Trump Escalates Guantanamo Cuba Fight

The Trump Guantanamo Cuba fight is not just another burst of campaign-era provocation dressed up as policy. It lands at the intersection of migration, executive power, military symbolism, and a decades-old diplomatic standoff that Washington has never fully resolved. That is why this moment matters. Guantanamo Bay is more than a base. It is a legal gray zone, a geopolitical nerve center, and a recurring instrument in American hard-power messaging. When it is thrust back into the political spotlight, the implications go well beyond Cuba.

For readers trying to make sense of the noise, the real question is simple: is this rhetoric meant to reshape immigration enforcement, pressure Havana, or revive a performative version of national security politics? The answer is likely all three – and that combination is exactly what makes the story worth taking seriously.

  • Guantanamo Bay remains a uniquely loaded symbol in US policy, mixing military strategy, immigration enforcement, and legal controversy.
  • Trump’s posture toward Cuba and migrants signals a tougher, more theatrical approach to border and foreign policy politics.
  • Any attempt to expand Guantanamo’s role could trigger legal, diplomatic, and humanitarian blowback.
  • The political value of the issue may be as important as the operational reality.
  • This fight matters because it could redefine how migration and offshore detention are debated in the US.

Why the Trump Guantanamo Cuba fight matters now

Timing is everything. Migration remains one of the most combustible issues in American politics, and Cuba sits in a complicated place within that debate. Cuban migration has historically been shaped by a mix of domestic repression, US asylum policy, and abrupt swings in bilateral relations. Add Guantanamo Bay to that equation and the story immediately becomes more volatile.

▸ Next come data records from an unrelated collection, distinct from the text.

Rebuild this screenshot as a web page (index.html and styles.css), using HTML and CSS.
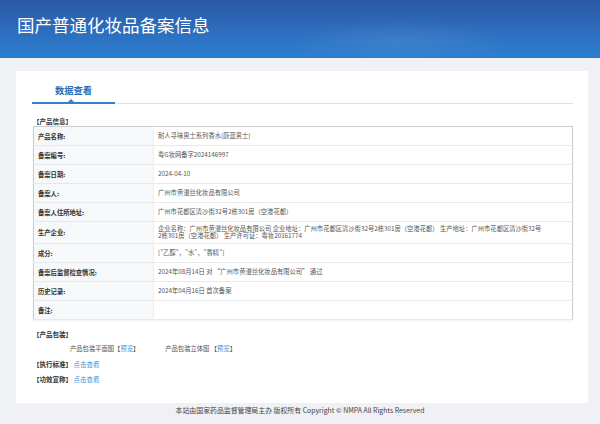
FILE: index.html
```html
<!DOCTYPE html>
<html lang="zh-CN">
<head>
    <meta charset="utf-8">
    <title>国产普通化妆品备案信息</title>
    <link rel="stylesheet" href="styles.css">
</head>
<body>
    <header class="top">
        <h1>国产普通化妆品备案信息</h1>
    </header>
    <main class="card">
        <div class="tabs">
            <span class="tab active">数据查看</span>
        </div>

        <div class="section-title">【产品信息】</div>
        <table class="info">
            <tr><th>产品名称:</th><td>耐人寻味男士系列香水(蔚蓝男士)</td></tr>
            <tr><th>备案编号:</th><td>粤G妆网备字2024146997</td></tr>
            <tr><th>备案日期:</th><td>2024-04-10</td></tr>
            <tr><th>备案人:</th><td>广州市黄漫丝化妆品有限公司</td></tr>
            <tr><th>备案人住所地址:</th><td>广州市花都区清沙街32号2栋301房（空港花都）</td></tr>
            <tr class="tall"><th>生产企业:</th><td>企业名称：广州市黄漫丝化妆品有限公司 企业地址：广州市花都区清沙街32号2栋301房（空港花都） 生产地址：广州市花都区清沙街32号2栋301房（空港花都） 生产许可证：粤妆20161774</td></tr>
            <tr><th>成分:</th><td>["乙醇"，"水"，"香精"]</td></tr>
            <tr><th>备案后监督检查情况:</th><td>2024年08月14日 对 “广州市黄漫丝化妆品有限公司” 通过</td></tr>
            <tr><th>历史记录:</th><td>2024年04月16日 首次备案</td></tr>
            <tr><th>备注:</th><td></td></tr>
        </table>

        <div class="section-title pack-title">【产品包装】</div>
        <div class="pack">
            <span>产品包装平面图【<a href="#">预览</a>】</span>
            <span>产品包装立体图 【<a href="#">预览</a>】</span>
        </div>
        <div class="line-item"><b>【执行标准】</b> <a href="#">点击查看</a></div>
        <div class="line-item"><b>【功效宣称】</b> <a href="#">点击查看</a></div>
    </main>
    <footer class="foot">本站由国家药品监督管理局主办 版权所有 Copyright © NMPA All Rights Reserved</footer>
</body>
</html>
```

FILE: styles.css
```css
body {
    margin: 0;
    background-color: #eff1f4;
    font-family: "Noto Sans CJK SC", "Noto Sans", sans-serif;
    color: #333;
}
a {
    color: #3a8fd8;
    text-decoration: none;
}

/* blue banner */
.top {
    height: 57px;
    border-bottom: 1px solid #2a78c8;
    background: radial-gradient(ellipse 160px 30px at 400px 40px, rgba(255,255,255,0.08), rgba(255,255,255,0) 70%),
                linear-gradient(#2b58a6, #2e7fd1);
}
.top h1 {
    margin: 0;
    padding-left: 17px;
    line-height: 50px;
    font-size: 17.5px;
    font-weight: normal;
    color: #fff;
}

/* white content card */
.card {
    margin: 13px 12px 0 16px;
    padding: 0 15px 0 17px;
    height: 332px;
    background-color: #fff;
    box-sizing: border-box;
}
.tabs {
    margin-left: -1px;
    padding-top: 13px;
    border-bottom: 1px solid #dde1e6;
    display: flex;
}
.tab {
    position: relative;
    width: 83px;
    padding-bottom: 6px;
    text-align: center;
    font-size: 9.3px;
    line-height: 12px;
    font-weight: bold;
    color: #2f6db3;
}
.tab.active {
    border-bottom: 2px solid #3b7fc2;
    margin-bottom: -1px;
}
.tab.active::after {
    content: "";
    position: absolute;
    left: 36px;
    bottom: 0;
    border: 3px solid transparent;
    border-bottom: 3px solid #3b7fc2;
    border-top: 0;
}

.section-title {
    margin-top: 12px;
    font-size: 6.5px;
    line-height: 10px;
    font-weight: bold;
}

/* product info table */
.info {
    width: 100%;
    border-collapse: collapse;
    border: 1px solid #c9cdd2;
    box-shadow: 0 1px 2px rgba(0,0,0,0.06);
    font-size: 6.3px;
}
.info tr {
    height: 19px;
    border-bottom: 1px solid #e6e8eb;
}
.info tr.tall {
    height: 22px;
}
.info th {
    width: 115px;
    padding: 0 0 0 4px;
    text-align: left;
    font-weight: bold;
    background-color: #f7f8f9;
    border-right: 1px solid #eceef0;
}
.info td {
    padding: 0 30px 0 4px;
    line-height: 6.5px;
    color: #555;
}

.pack-title {
    margin-top: 9px;
}
.pack {
    margin-top: 5px;
    padding-left: 37px;
    display: flex;
    gap: 26px;
    font-size: 6.3px;
    line-height: 10px;
    color: #555;
}
.line-item {
    margin-top: 5px;
    font-size: 6.5px;
    line-height: 10px;
}

.foot {
    padding-top: 2px;
    text-align: center;
    font-size: 6.9px;
    line-height: 10px;
    color: #444;
}
```
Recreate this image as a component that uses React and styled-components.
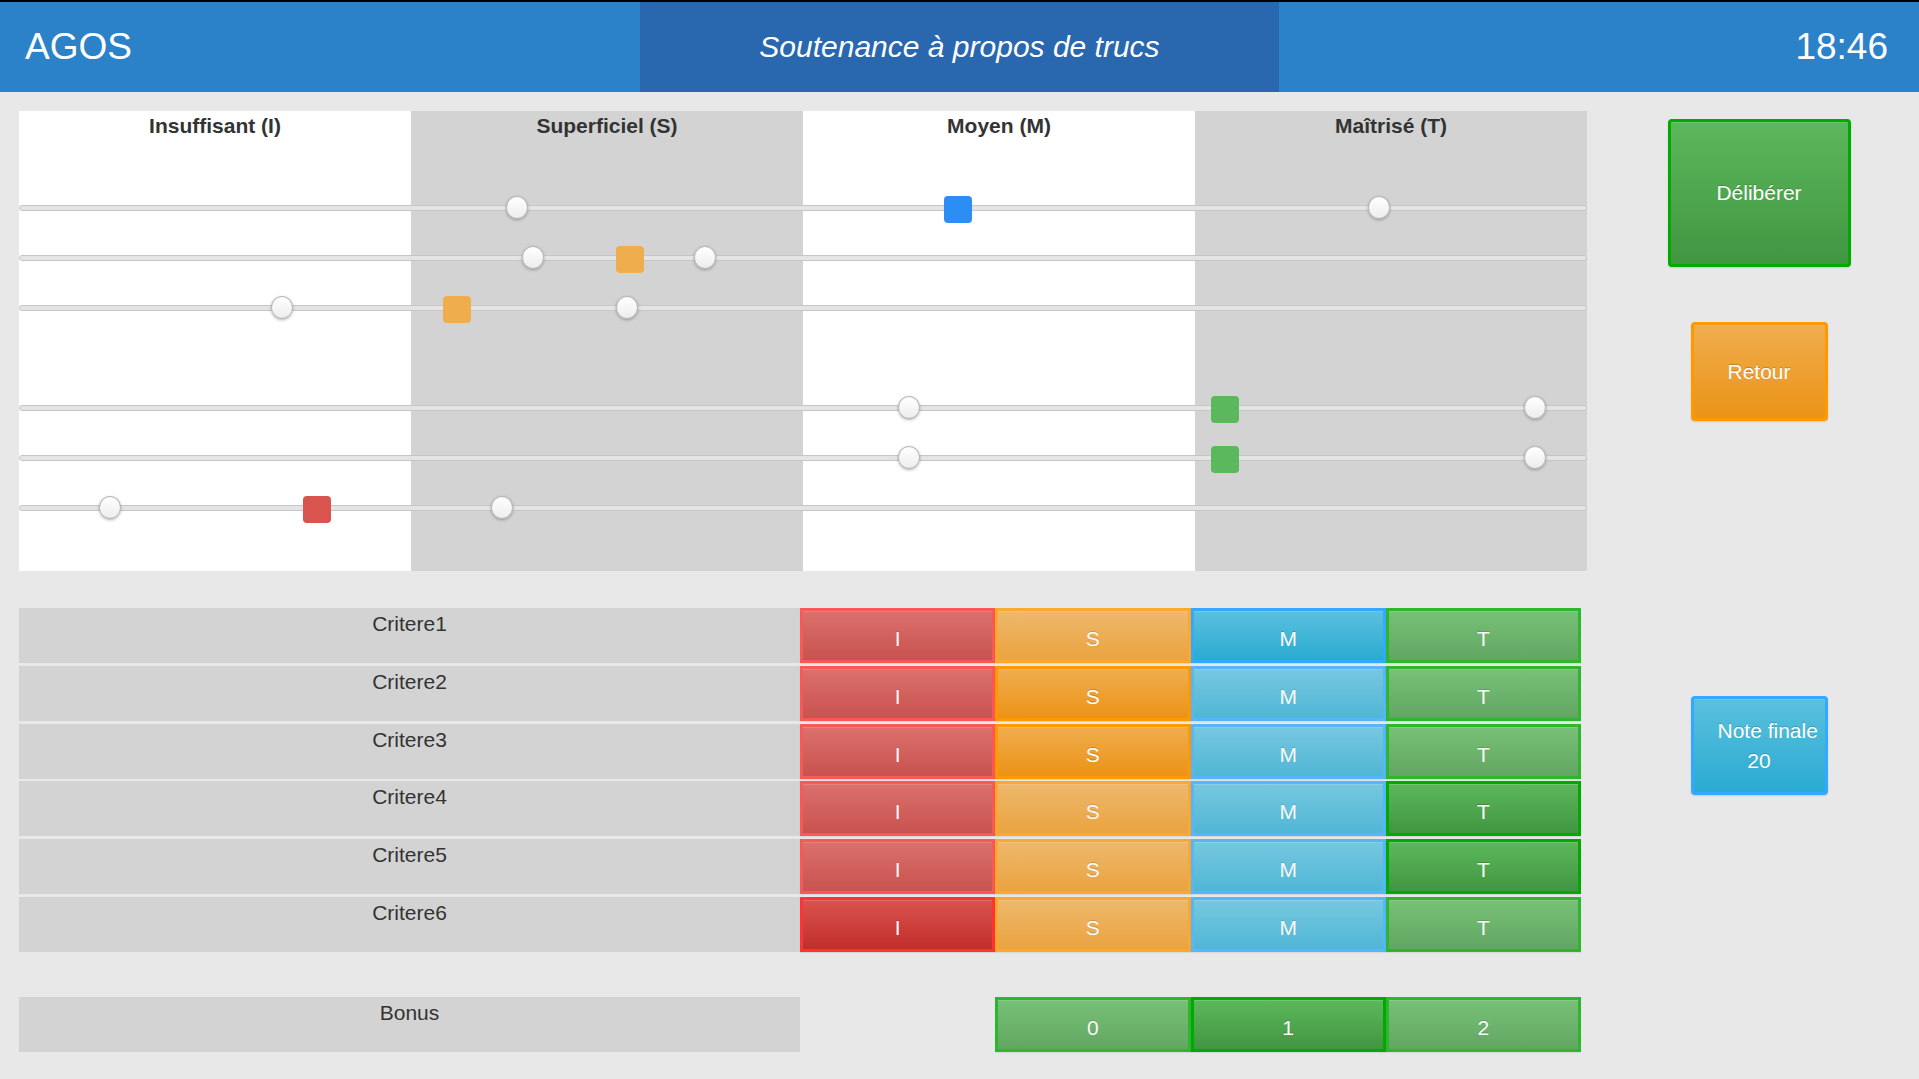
import React from 'react';
import styled, { createGlobalStyle } from 'styled-components';

const GlobalStyle = createGlobalStyle`
  html, body { margin: 0; padding: 0; }
  body {
    background: #e8e8e8;
    font-family: "Liberation Sans", Arial, Helvetica, sans-serif;
    color: #333;
    overflow: hidden;
  }
  * { box-sizing: border-box; }
`;

const tones = {
  danger: { from: '#d9534f', to: '#c12e2a', border: '#ff3333' },
  warning: { from: '#f0ad4e', to: '#eb9316', border: '#ff9900' },
  info: { from: '#5bc0de', to: '#2aabd2', border: '#33aaff' },
  success: { from: '#5cb85c', to: '#419641', border: '#00aa00' },
};

const Page = styled.div`
  width: 1919px;
  min-height: 1079px;
  background: #e8e8e8;
`;

const Header = styled.header`
  display: grid;
  grid-template-columns: 1fr 1fr 1fr;
  height: 92px;
  border-top: 2px solid #000;
  background: #2c82c9;
  color: #fff;
`;

const Brand = styled.div`
  display: flex;
  align-items: center;
  padding-left: 25px;
  font-size: 37px;
`;

const Title = styled.div`
  display: flex;
  align-items: center;
  justify-content: center;
  background: #2967ae;
  font-size: 30px;
  font-style: italic;
`;

const Clock = styled.div`
  display: flex;
  align-items: center;
  justify-content: flex-end;
  padding-right: 31px;
  font-size: 37px;
`;

const Main = styled.main`
  display: flex;
  padding-top: 19px;
`;

const LeftCol = styled.div`
  flex: 0 0 1599px;
  padding-left: 19px;
`;

const RightCol = styled.aside`
  flex: 1;
  display: flex;
  flex-direction: column;
  align-items: center;
`;

const Panel = styled.section`
  position: relative;
  width: 1568px;
  height: 460px;
  display: grid;
  grid-template-columns: repeat(4, 1fr);
`;

const LevelColumn = styled.div`
  background: ${(p) => (p.$shaded ? '#d3d3d3' : '#fff')};
  text-align: center;
  font-weight: bold;
  font-size: 21px;
  line-height: 30px;
  color: #333;
`;

const SliderLayer = styled.div`
  position: absolute;
  left: 0;
  right: 0;
  top: 72px;
  display: flex;
  flex-direction: column;
`;

const SliderRow = styled.div`
  height: 50px;
  display: flex;
  align-items: center;
`;

const Track = styled.div`
  position: relative;
  width: 100%;
  height: 6px;
  background: #e4e4e4;
  border: 1px solid #c6c6c6;
  border-radius: 3px;
`;

const Handle = styled.span`
  position: absolute;
  top: 50%;
  left: ${(p) => p.$x}px;
  width: 22px;
  height: 23px;
  margin: -12px 0 0 -11px;
  border-radius: 50%;
  background: linear-gradient(to bottom, #ffffff, #ededed);
  border: 1px solid #b8b8b8;
  box-shadow: 0 1px 3px rgba(0, 0, 0, 0.28);
`;

const Marker = styled.span`
  position: absolute;
  top: 50%;
  left: ${(p) => p.$x}px;
  width: 28px;
  height: 27px;
  margin: -12px 0 0 -14px;
  border-radius: 4px;
  background: ${(p) => p.$color};
`;

const CriteriaList = styled.div`
  margin-top: 37px;
  width: 1562px;
  display: flex;
  flex-direction: column;
  gap: 2.8px;
`;

const GradeRow = styled.div`
  display: grid;
  grid-template-columns: 781px repeat(4, 1fr);
  height: 55px;
  margin-top: ${(p) => p.$offset || 0}px;
  width: 1562px;
`;

const RowLabel = styled.div`
  background: #d3d3d3;
  text-align: center;
  font-size: 21px;
  line-height: 30px;
  padding-top: 1px;
  color: #333;
`;

const EmptyCell = styled.div``;

const GradeButton = styled.button`
  display: flex;
  align-items: center;
  justify-content: center;
  margin: 0;
  padding: 7px 0 0;
  border: 3px solid ${(p) => tones[p.$tone].border};
  border-radius: 0;
  background-image: linear-gradient(
    to bottom,
    ${(p) => tones[p.$tone].from} 0%,
    ${(p) => tones[p.$tone].to} 100%
  );
  box-shadow: inset 0 1px 0 rgba(255, 255, 255, 0.15), 0 1px 1px rgba(0, 0, 0, 0.075);
  color: #fff;
  font-family: "Liberation Sans", Arial, sans-serif;
  font-size: 21px;
  text-shadow: 0 -1px 0 rgba(0, 0, 0, 0.2);
  opacity: ${(p) => (p.$active ? 1 : 0.8)};
  cursor: pointer;
`;

const ActionButton = styled.button`
  display: flex;
  flex-direction: column;
  align-items: stretch;
  justify-content: center;
  width: ${(p) => p.$w}px;
  height: ${(p) => p.$h}px;
  margin: ${(p) => p.$top}px 0 0;
  padding: 0 24px;
  border: 3px solid ${(p) => tones[p.$tone].border};
  border-radius: 4px;
  background-image: linear-gradient(
    to bottom,
    ${(p) => tones[p.$tone].from} 0%,
    ${(p) => tones[p.$tone].to} 100%
  );
  box-shadow: inset 0 1px 0 rgba(255, 255, 255, 0.15), 0 1px 2px rgba(0, 0, 0, 0.12);
  color: #fff;
  font-family: "Liberation Sans", Arial, sans-serif;
  font-size: 21px;
  text-shadow: 0 -1px 0 rgba(0, 0, 0, 0.2);
  cursor: pointer;
`;

const ButtonLine = styled.span`
  display: block;
  white-space: nowrap;
  text-align: center;
  line-height: 30px;
`;

const levels = ['Insuffisant (I)', 'Superficiel (S)', 'Moyen (M)', 'Maîtrisé (T)'];

const sliders = [
  { min: 497, value: 938, max: 1359, color: '#2b8ef5' },
  { min: 513, value: 610, max: 685, color: '#f0ad4e' },
  { min: 262, value: 437, max: 607, color: '#f0ad4e' },
  null,
  { min: 889, value: 1205, max: 1515, color: '#5cb85c' },
  { min: 889, value: 1205, max: 1515, color: '#5cb85c' },
  { min: 90, value: 297, max: 482, color: '#d9534f' },
];

const grades = [
  { key: 'I', tone: 'danger' },
  { key: 'S', tone: 'warning' },
  { key: 'M', tone: 'info' },
  { key: 'T', tone: 'success' },
];

const criteria = [
  { name: 'Critere1', chosen: 'M' },
  { name: 'Critere2', chosen: 'S' },
  { name: 'Critere3', chosen: 'S' },
  { name: 'Critere4', chosen: 'T' },
  { name: 'Critere5', chosen: 'T' },
  { name: 'Critere6', chosen: 'I' },
];

export default function App() {
  return (
    <Page>
      <GlobalStyle />
      <Header>
        <Brand>AGOS</Brand>
        <Title>Soutenance à propos de trucs</Title>
        <Clock>18:46</Clock>
      </Header>
      <Main>
        <LeftCol>
          <Panel>
            {levels.map((l, i) => (
              <LevelColumn key={l} $shaded={i % 2 === 1}>
                {l}
              </LevelColumn>
            ))}
            <SliderLayer>
              {sliders.map((s, i) => (
                <SliderRow key={i}>
                  {s && (
                    <Track>
                      <Handle $x={s.min} />
                      <Marker $x={s.value} $color={s.color} />
                      <Handle $x={s.max} />
                    </Track>
                  )}
                </SliderRow>
              ))}
            </SliderLayer>
          </Panel>
          <CriteriaList>
            {criteria.map((c) => (
              <GradeRow key={c.name}>
                <RowLabel>{c.name}</RowLabel>
                {grades.map((g) => (
                  <GradeButton key={g.key} $tone={g.tone} $active={c.chosen === g.key}>
                    {g.key}
                  </GradeButton>
                ))}
              </GradeRow>
            ))}
          </CriteriaList>
          <GradeRow $offset={45}>
            <RowLabel>Bonus</RowLabel>
            <EmptyCell />
            {['0', '1', '2'].map((b) => (
              <GradeButton key={b} $tone="success" $active={b === '1'}>
                {b}
              </GradeButton>
            ))}
          </GradeRow>
        </LeftCol>
        <RightCol>
          <ActionButton $tone="success" $w={183} $h={148} $top={8}>
            <ButtonLine>Délibérer</ButtonLine>
          </ActionButton>
          <ActionButton $tone="warning" $w={137} $h={99} $top={55}>
            <ButtonLine>Retour</ButtonLine>
          </ActionButton>
          <ActionButton $tone="info" $w={137} $h={99} $top={275}>
            <ButtonLine>Note finale</ButtonLine>
            <ButtonLine>20</ButtonLine>
          </ActionButton>
        </RightCol>
      </Main>
    </Page>
  );
}
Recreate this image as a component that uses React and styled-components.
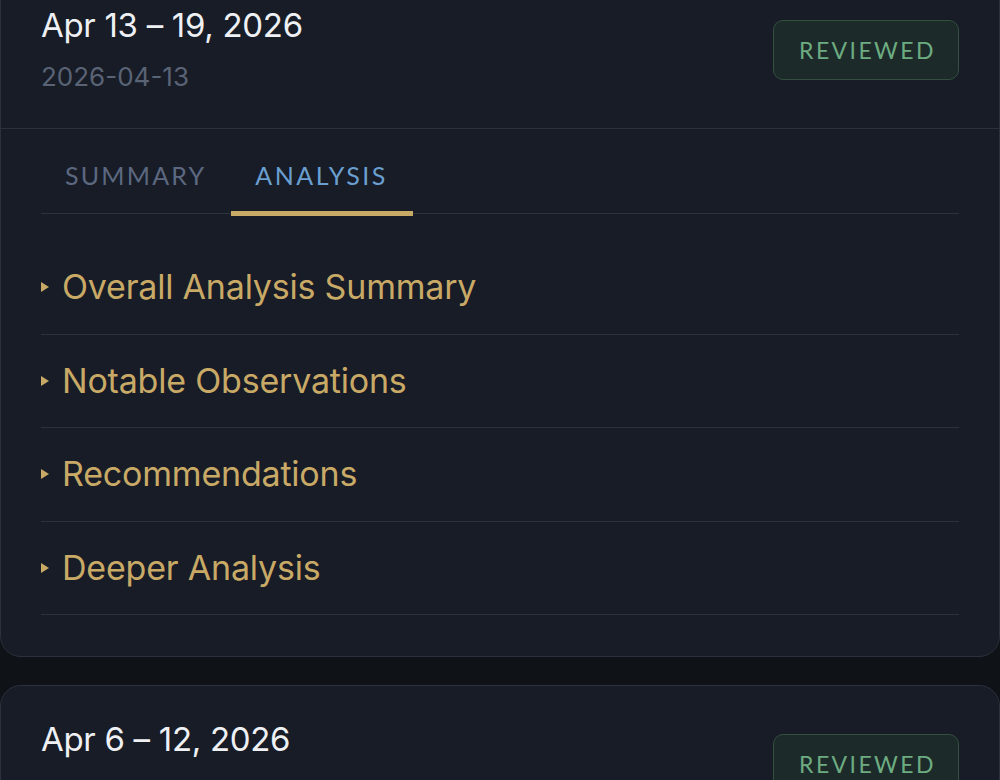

That is because Guantanamo Bay has never been merely a military installation. It has served as a processing site for migrants, a detention center for terrorism suspects, and a flashpoint in arguments over sovereignty and international law. Any political move that re-centers the base in migration policy reopens old questions the US has often tried to keep compartmentalized.

Key insight: When Guantanamo re-enters the headlines, it is rarely about logistics alone. It is about the kind of state power Washington is willing to normalize.

Trump understands the symbolic force of this. Even without an immediate policy blueprint, invoking Guantanamo in relation to Cuba and migrants sends a clear signal: toughness, territorial resolve, and a willingness to revive controversial tools that many officials once tried to move past.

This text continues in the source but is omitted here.